On to Barley John's, who has always been a great host. For 10 am start, BJ's had a breakfast special, including a veggie version that was much appreciated by me. Also, two additional options offered two different sausage versions of the egg bake. Over the years, I've been to BJ's maybe a dozen times--and have never been disappointed by the food. In fact, the food is one of their strengths. 

On this trip, I started with the Imperial Stout, which was a very respectable version of the style. I finished the keg of the Biere de Garde, which the server said was the staff favorite. It wasn't a favorite of mine, but it was the bottom of the keg (comped for half the glass). Moved to my standard favorite Old Eight Porter. When available, the much acclaimed Dark Knight is very much worth the effort to drink. 
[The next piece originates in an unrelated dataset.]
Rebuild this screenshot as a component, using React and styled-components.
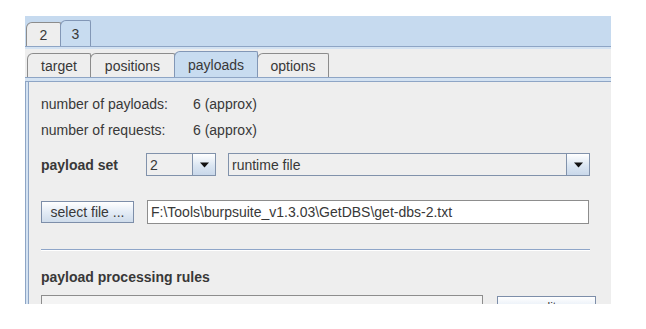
import React from "react";
import styled, { createGlobalStyle, css } from "styled-components";

const GlobalStyle = createGlobalStyle`
	body {
		margin: 0;
		background: #ffffff;
	}
`;

const blueLine = "#8ea5c5";
const blueLight = "#d3e2f2";

const Window = styled.div`
	margin: 16px 0 0 25px;
	width: 586px;
	height: 288px;
	background: #eeeeee;
	overflow: hidden;
	font-family: "Liberation Sans", Arial, sans-serif;
	font-size: 14px;
	color: #383838;
`;

const OuterBar = styled.div`
	display: flex;
	align-items: flex-end;
	height: 30px;
	padding-left: 1px;
	background: #c6daef;
	border-bottom: 1px solid ${blueLine};
`;

const OuterStrip = styled.div`
	height: 2px;
	background: ${blueLight};
`;

const Tab = styled.div`
	box-sizing: border-box;
	display: flex;
	align-items: center;
	justify-content: center;
	width: ${(props) => props.width}px;
	height: ${(props) => (props.selected ? 26 : 24)}px;
	margin-right: -1px;
	border: 1px solid #8c8c8c;
	border-bottom: none;
	border-radius: 6px 2px 0 0;
	background: #eeeeee;
	color: #383838;

	${(props) =>
		props.selected &&
		css`
			position: relative;
			z-index: 1;
			background: #c8dcf0;
			border-color: #8297b6;
		`}
`;

const InnerBar = styled.div`
	display: flex;
	align-items: flex-end;
	height: 28px;
	padding-left: 2px;
`;

const ContentStrip = styled.div`
	height: 3px;
	background: ${blueLight};
	border-top: 1px solid ${blueLine};
	border-bottom: 1px solid ${blueLine};
`;

const Panel = styled.div`
	height: 230px;
	padding: 9px 0 0 16px;
	box-shadow: inset 1px 0 0 ${blueLine}, inset 3px 0 0 ${blueLight},
		inset 4px 0 0 ${blueLine};
`;

const InfoGrid = styled.div`
	display: grid;
	grid-template-columns: 152px auto;
	grid-auto-rows: 26px;
	align-items: center;
	line-height: 16px;
`;

const Row = styled.div`
	display: flex;
	align-items: center;
	height: ${(props) => props.height}px;
	margin-top: ${(props) => props.top}px;
`;

const BoldLabel = styled.div`
	width: ${(props) => props.width || "auto"}px;
	font-weight: bold;
	line-height: 16px;
`;

const Combo = styled.div`
	box-sizing: border-box;
	display: flex;
	width: ${(props) => props.width}px;
	height: 23px;
	margin-right: 12px;
	border: 1px solid #8192ab;
	background: #efefef;
`;

const ComboText = styled.div`
	flex: 1;
	display: flex;
	align-items: center;
	padding-left: 3px;
`;

const ComboButton = styled.div`
	box-sizing: border-box;
	display: flex;
	align-items: center;
	justify-content: center;
	width: 23px;
	border-left: 1px solid #8192ab;
	background: linear-gradient(#ffffff, #dbe6f2 55%, #c9d8ea);
`;

const Arrow = () => (
	<svg width="9" height="6" viewBox="0 0 9 6">
		<polygon points="0,0.5 9,0.5 4.5,5.5" fill="#111111" />
	</svg>
);

const Button = styled.div`
	box-sizing: border-box;
	display: flex;
	align-items: center;
	justify-content: center;
	width: ${(props) => props.width}px;
	height: ${(props) => props.height || 22}px;
	margin-right: ${(props) => props.gap || 0}px;
	border: 1px solid #7d8ea9;
	background: linear-gradient(#ffffff, #e4ecf6 50%, #cfdceb);
`;

const TextField = styled.div`
	box-sizing: border-box;
	display: flex;
	align-items: center;
	width: ${(props) => props.width}px;
	height: 24px;
	padding-left: 3px;
	border: 1px solid #8d8d8d;
	background: #ffffff;
	white-space: nowrap;
`;

const Separator = styled.div`
	width: 549px;
	height: 1px;
	margin-top: 25px;
	background: #8ea5c8;
	box-shadow: 0 1px 0 #ffffff;
`;

const Heading = styled(BoldLabel)`
	margin-top: 19px;
`;

const ListBox = styled.div`
	box-sizing: border-box;
	width: 442px;
	height: 40px;
	margin-right: 14px;
	border: 1px solid #8d8d8d;
	background: #f4f4f4;
`;

const BottomRow = styled.div`
	display: flex;
	align-items: flex-start;
	margin-top: 10px;
`;

const EditButton = styled(Button)`
	margin-top: 1px;
	align-items: flex-start;
	padding-top: 3px;
	font-size: 12px;
`;

const App = () => {
	return (
		<>
			<GlobalStyle />
			<Window>
				<OuterBar>
					<Tab width={35}>2</Tab>
					<Tab width={31} selected>
						3
					</Tab>
				</OuterBar>
				<OuterStrip />
				<InnerBar>
					<Tab width={64}>target</Tab>
					<Tab width={85}>positions</Tab>
					<Tab width={84} selected>
						payloads
					</Tab>
					<Tab width={72}>options</Tab>
				</InnerBar>
				<ContentStrip />
				<Panel>
					<InfoGrid>
						<div>number of payloads:</div>
						<div>6 (approx)</div>
						<div>number of requests:</div>
						<div>6 (approx)</div>
					</InfoGrid>

					<Row top={10} height={23}>
						<BoldLabel width={105}>payload set</BoldLabel>
						<Combo width={70}>
							<ComboText>2</ComboText>
							<ComboButton>
								<Arrow />
							</ComboButton>
						</Combo>
						<Combo width={362}>
							<ComboText>runtime file</ComboText>
							<ComboButton>
								<Arrow />
							</ComboButton>
						</Combo>
					</Row>

					<Row top={24} height={24}>
						<Button width={93} gap={13}>
							select file ...
						</Button>
						<TextField width={442}>
							F:\Tools\burpsuite_v1.3.03\GetDBS\get-dbs-2.txt
						</TextField>
					</Row>

					<Separator />

					<Heading>payload processing rules</Heading>

					<BottomRow>
						<ListBox />
						<EditButton width={99} height={24}>
							edit
						</EditButton>
					</BottomRow>
				</Panel>
			</Window>
		</>
	);
};

export default App;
If you're on the north side, or if you're looking for a way above average dinner with your craft beer, Barley John's should be a serious consideration. This small place with friendly service, great food and solid beer won't disappoint.

Reviewed on: 11-12-2011 18:41:41

Tank Monkey (Town Hall Brewery, Minneapolis, MN)

Tank Monkey was served in a 10 oz glass--the cascade from the bottom of the glass is absolutely gorgeous--it's what one imagines beer to be at it's very best.  Light brown as it starts to settle, a fluffy bright white head forms and lingers above an ale of copper with gold highlights to charge the anticipation for this double IPA. Can't find the description, so don't remember anything about the composition. Bright citrus and light lemon, earthy notes with some resin, pine, and a big hop spice with a trace of pepper. Great nose followed by a creamy malt sweetness, caramel and then--the bite! Hops dig in hard on the back of the tongue to counterbalance the silky sweetness. Very nice beer. Drove back to have another, though the first was the best--which I attribute to the vagaries of cask ale. Didn't get the pushed version, but would guess brightening this beer up would be pretty good as well.